I’m unable to tell how valuable are the stories of Jamie Quatro that are heavily influenced by the literary avant garde.

But it’s different with a story like “Better to Lose An Eye,” whose conventional narrative shows, I believe, artistic merit.  Quatro’s fiction is set in the American South and has its share of Southern Christians.  The characters in “Eye” are a young girl, her quadriplegic mother and her grandmother, Nona; and we learn that the mother once lived a pretty fast life until a former boyfriend caused her paralysis by shooting her.  The one born-again person in the story, the industrious Nona, nevertheless proves insensitive to the mother’s condition—to me, a rather cheap shot from Quatro.  It is an otherwise effective story.
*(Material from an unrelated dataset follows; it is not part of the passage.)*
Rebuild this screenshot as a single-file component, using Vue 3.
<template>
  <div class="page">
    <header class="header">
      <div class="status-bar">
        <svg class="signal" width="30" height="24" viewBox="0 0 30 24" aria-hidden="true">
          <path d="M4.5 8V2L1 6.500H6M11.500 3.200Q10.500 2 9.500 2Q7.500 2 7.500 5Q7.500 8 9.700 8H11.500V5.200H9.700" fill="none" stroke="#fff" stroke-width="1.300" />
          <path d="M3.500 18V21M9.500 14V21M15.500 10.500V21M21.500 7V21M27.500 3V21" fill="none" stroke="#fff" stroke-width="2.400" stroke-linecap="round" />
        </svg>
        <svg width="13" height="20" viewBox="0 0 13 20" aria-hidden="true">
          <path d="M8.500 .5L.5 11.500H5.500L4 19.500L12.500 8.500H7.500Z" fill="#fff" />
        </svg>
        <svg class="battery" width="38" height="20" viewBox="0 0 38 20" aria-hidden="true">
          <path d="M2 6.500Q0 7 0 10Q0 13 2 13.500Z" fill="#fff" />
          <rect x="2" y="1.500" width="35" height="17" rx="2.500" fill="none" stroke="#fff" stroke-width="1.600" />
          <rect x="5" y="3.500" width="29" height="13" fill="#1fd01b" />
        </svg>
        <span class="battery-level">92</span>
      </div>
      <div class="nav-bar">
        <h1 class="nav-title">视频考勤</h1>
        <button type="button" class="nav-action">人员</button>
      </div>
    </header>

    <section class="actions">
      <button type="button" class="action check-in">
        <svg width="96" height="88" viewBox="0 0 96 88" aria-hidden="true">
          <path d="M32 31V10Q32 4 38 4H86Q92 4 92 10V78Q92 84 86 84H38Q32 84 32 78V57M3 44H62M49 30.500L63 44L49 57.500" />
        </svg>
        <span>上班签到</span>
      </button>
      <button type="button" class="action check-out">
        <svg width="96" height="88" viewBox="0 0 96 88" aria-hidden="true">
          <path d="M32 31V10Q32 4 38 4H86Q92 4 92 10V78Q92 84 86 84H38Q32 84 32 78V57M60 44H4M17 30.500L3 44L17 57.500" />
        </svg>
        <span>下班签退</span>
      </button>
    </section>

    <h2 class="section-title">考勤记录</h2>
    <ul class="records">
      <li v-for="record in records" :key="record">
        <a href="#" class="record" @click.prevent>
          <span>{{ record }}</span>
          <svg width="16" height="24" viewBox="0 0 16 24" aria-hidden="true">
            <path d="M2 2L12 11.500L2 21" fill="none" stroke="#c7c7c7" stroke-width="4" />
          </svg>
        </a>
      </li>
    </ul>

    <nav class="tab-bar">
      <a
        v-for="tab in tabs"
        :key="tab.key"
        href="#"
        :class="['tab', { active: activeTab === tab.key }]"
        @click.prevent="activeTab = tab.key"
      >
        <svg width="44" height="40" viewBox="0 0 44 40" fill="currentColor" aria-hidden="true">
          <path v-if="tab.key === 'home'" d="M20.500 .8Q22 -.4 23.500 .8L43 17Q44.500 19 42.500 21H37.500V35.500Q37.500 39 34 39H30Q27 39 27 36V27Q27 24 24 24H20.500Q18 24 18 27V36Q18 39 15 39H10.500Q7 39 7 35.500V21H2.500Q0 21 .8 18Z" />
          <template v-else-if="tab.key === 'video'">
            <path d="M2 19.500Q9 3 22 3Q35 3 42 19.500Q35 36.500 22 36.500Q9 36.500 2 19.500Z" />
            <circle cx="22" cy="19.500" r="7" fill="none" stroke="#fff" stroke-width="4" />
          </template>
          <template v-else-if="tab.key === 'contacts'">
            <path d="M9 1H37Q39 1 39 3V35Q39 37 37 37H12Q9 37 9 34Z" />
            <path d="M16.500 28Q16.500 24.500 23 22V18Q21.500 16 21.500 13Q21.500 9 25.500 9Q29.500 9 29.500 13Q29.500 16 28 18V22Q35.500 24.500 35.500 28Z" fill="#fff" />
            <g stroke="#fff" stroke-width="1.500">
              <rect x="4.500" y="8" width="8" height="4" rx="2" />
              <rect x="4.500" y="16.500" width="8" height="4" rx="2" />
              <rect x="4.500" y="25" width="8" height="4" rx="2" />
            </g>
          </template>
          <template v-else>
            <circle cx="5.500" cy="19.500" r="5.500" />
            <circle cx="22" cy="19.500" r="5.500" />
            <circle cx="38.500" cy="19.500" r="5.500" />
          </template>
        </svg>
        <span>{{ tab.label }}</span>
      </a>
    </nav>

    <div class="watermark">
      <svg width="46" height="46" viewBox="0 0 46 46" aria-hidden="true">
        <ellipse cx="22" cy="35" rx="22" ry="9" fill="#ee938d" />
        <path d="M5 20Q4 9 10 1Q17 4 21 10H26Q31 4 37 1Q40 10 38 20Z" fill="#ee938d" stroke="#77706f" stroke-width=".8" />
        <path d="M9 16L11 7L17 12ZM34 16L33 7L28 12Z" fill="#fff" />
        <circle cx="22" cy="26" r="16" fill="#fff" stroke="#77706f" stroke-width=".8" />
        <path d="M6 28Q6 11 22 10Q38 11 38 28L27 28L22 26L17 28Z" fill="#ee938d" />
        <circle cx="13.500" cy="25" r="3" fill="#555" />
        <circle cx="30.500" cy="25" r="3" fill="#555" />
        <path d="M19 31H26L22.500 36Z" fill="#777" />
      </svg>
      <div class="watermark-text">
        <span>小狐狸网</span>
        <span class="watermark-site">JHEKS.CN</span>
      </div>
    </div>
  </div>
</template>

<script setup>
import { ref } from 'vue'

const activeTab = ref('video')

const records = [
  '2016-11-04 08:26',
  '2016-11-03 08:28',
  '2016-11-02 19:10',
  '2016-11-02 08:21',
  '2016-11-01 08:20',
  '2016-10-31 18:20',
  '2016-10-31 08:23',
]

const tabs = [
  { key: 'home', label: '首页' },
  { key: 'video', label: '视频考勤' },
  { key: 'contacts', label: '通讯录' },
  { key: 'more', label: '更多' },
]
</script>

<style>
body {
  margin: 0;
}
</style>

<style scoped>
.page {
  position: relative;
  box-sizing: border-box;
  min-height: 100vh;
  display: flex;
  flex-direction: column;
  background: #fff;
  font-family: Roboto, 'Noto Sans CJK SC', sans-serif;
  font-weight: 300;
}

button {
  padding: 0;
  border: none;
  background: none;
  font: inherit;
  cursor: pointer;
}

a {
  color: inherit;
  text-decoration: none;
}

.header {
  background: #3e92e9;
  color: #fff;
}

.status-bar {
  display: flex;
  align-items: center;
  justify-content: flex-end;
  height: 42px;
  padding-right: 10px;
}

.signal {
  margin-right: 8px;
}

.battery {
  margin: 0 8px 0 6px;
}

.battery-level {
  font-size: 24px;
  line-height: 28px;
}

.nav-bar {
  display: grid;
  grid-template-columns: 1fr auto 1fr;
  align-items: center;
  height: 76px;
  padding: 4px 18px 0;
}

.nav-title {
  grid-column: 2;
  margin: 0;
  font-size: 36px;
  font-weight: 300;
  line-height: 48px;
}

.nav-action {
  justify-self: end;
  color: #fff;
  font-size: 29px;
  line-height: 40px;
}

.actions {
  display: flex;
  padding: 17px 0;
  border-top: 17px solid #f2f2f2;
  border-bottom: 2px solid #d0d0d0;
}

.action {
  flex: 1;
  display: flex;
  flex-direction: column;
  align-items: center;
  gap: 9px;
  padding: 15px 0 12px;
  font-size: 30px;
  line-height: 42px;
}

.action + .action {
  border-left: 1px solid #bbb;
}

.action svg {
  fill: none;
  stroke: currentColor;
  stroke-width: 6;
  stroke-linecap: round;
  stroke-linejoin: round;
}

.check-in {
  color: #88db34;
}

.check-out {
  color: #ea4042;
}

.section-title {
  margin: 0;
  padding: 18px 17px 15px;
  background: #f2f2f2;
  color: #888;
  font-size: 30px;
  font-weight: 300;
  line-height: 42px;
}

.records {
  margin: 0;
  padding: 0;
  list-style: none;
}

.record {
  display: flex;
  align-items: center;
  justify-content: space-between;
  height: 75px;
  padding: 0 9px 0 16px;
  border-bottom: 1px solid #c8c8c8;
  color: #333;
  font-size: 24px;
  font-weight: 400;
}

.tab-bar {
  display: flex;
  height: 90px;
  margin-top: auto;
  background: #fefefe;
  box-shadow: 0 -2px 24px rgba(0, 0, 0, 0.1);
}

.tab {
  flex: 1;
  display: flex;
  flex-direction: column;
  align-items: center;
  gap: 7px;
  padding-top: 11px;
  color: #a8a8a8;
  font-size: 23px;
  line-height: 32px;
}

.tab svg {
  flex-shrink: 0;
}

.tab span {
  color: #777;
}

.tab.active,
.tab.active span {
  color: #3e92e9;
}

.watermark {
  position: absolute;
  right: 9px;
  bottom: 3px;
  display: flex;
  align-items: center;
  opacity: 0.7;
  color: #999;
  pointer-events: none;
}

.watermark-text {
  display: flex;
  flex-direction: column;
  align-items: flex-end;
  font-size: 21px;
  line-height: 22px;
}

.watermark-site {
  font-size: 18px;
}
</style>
More satisfying is another non-avant garde tale called “The Anointing” (which, like the story above, is found in the 2013 collection, I Want to Show You More).  Mitch, the suburban husband of Diane, falls into a deep depression, refusing to leave his bed.  Diane is incessantly concerned.  It can’t be helped that her Christian faith begins “waning,” yet she freely allows her pastor and five church elders to come to the house and anoint Mitch with oil in the name of the Lord.  But there is no healing, and a problem with trust involving one of Diane’s two children crops up as well.  A possible truth in the story is that Diane is anointed to love her family, which she does fiercely.  Part of the last sentence reads, “She would do anything to save them,” and she loves them even as she suffers.  In point of fact, she loves them in a Christ-like manner.

“The Anointing” is a smoothly, unerringly written 12-page gem—and not the only good short story Jamie Quatro has purveyed.  Read “Georgia the Whole Time” too.